Now that national populism is an ever growing problem for liberals, as Matthew Goodwin has shown, goverments in all of Europe are recurring to symbolic invocations of the reactionay and evil past to legitimise liberal democracy’s ills and the current order.
In Spain, Franco is the card that can keep the ball running for the left. After years of legal action the judiciary let the left exhumate Franco, a symbolic moment of the break with the past consensus and a signal of what is to come.
This is why the the most accesible weapon that the left will have to keep the seccessionists at bay is to initiate a cultural war against the right. They are fully concious that their margin of action in the economy is slim due to Spain’s debt and low productivity, and that the potential to dissapoint their electorate in economic matters is certain, so their strategy will be to push cultural matters to the extreme.
This strategy will futher pollarise the country, but the left really has no other alternative. If the things continue as they are, with Vox cuestioning the system and further economic deterioration, the right will come to power sooner than later, and they can’t imagine the thought of being governed by Abascal.
Experience tells us that the left is so hegemonic in Spain that the only way the right has been hable to come to power historically is by the left’s managing of an economic catastrophe with extremelly high unemployment or their use of political violence and represion in their oponents.

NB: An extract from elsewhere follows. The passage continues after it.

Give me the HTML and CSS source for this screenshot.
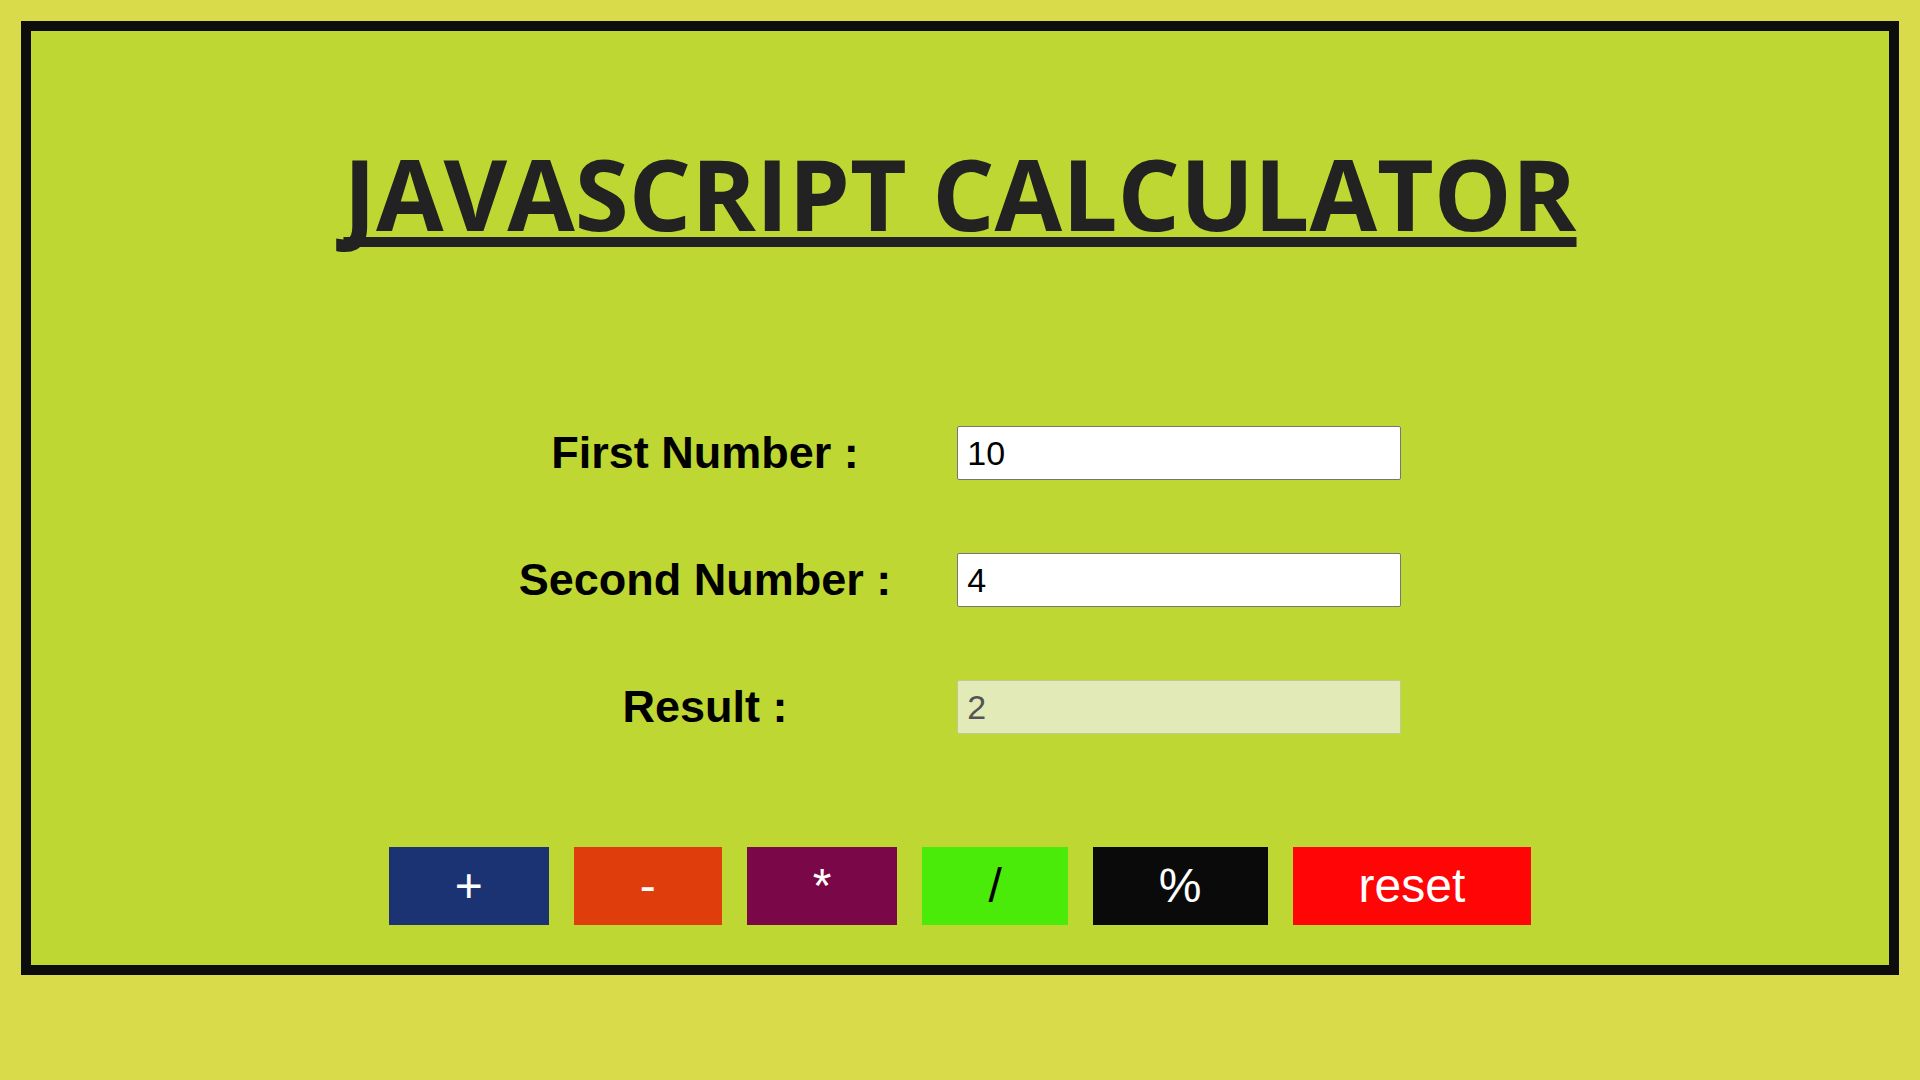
FILE: index.html
```html
<!DOCTYPE html>
<html lang="en">
<head>
<meta charset="utf-8">
<title>JavaScript Calculator</title>
<link rel="stylesheet" href="styles.css">
</head>
<body>
<main class="frame">
  <h1 class="title">JAVASCRIPT CALCULATOR</h1>
  <form class="calc-form" onsubmit="return false">
    <label class="label" for="first">First Number :</label>
    <input class="field" id="first" type="text" value="10">
    <label class="label" for="second">Second Number :</label>
    <input class="field" id="second" type="text" value="4">
    <label class="label" for="result">Result :</label>
    <input class="field field-result" id="result" type="text" value="2" readonly>
  </form>
  <div class="buttons">
    <button class="btn btn-add" type="button">+</button>
    <button class="btn btn-sub" type="button">-</button>
    <button class="btn btn-mul" type="button">*</button>
    <button class="btn btn-div" type="button">/</button>
    <button class="btn btn-mod" type="button">%</button>
    <button class="btn btn-reset" type="button">reset</button>
  </div>
</main>
</body>
</html>
```
FILE: styles.css
```css
html, body {
  margin: 0;
  padding: 0;
}

body {
  background: #d9db4a;
  font-family: "Liberation Sans", Arial, sans-serif;
}

.frame {
  margin: 21px;
  border: 10px solid #0d0d0d;
  background: #bed732;
  padding: 95px 0 40px;
}

.title {
  margin: 0;
  text-align: center;
  font-family: "Open Sans", "Noto Sans", sans-serif;
  font-weight: 700;
  font-size: 98px;
  line-height: normal;
  color: #222222;
  text-decoration: underline;
  text-decoration-thickness: 10px;
  text-underline-offset: 6px;
  text-decoration-skip-ink: none;
}

.calc-form {
  margin-top: 166px;
  display: grid;
  grid-template-columns: auto 444px;
  justify-content: center;
  align-items: center;
  column-gap: 66px;
  row-gap: 73px;
}

.label {
  text-align: center;
  font-weight: 700;
  font-size: 45px;
  line-height: 54px;
  color: #000;
}

.field {
  box-sizing: border-box;
  width: 444px;
  height: 54px;
  margin: 0;
  padding: 0 9px;
  border: 1px solid #767676;
  border-radius: 2px;
  background: #ffffff;
  font-family: "Liberation Sans", Arial, sans-serif;
  font-size: 34px;
  color: #000;
  outline: none;
}

.field-result {
  background: #e2ebb8;
  border-color: #c0cb93;
  color: #545454;
}

.buttons {
  margin-top: 113px;
  display: flex;
  justify-content: center;
  gap: 25px;
}

.btn {
  height: 78px;
  margin: 0;
  padding: 0 66px;
  border: none;
  font-family: "Liberation Sans", Arial, sans-serif;
  font-size: 48px;
  line-height: 78px;
  color: #ffffff;
  cursor: pointer;
}

.btn-add { background: #1b3372; }
.btn-sub { background: #e03d0c; }
.btn-mul { background: #7a0747; }
.btn-div { background: #4aeb08; color: #000; }
.btn-mod { background: #0a0a0a; }
.btn-reset { background: #ff0505; }
```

But we Spaniards are also used to very dark times, despite being invaded and our infraestructure destroyed in wars, we have been able to resurrect as a Nation. We were able to create an Empire after being invaded for seven centuries, and we started the fall of Napoleon. Now the countries faces a depopulation not seen since the times of the Empire and the economy continues been weak, in an international context of middle class decimation, but lets hope that the Spanish people find again the spirit to. We are not alone in this, the “wings” of the “Owl of Minerva”, as Hegel put it, “spreads its wings only with the falling of the dusk”, and it seems like history is pointing towards national populism for Europeans.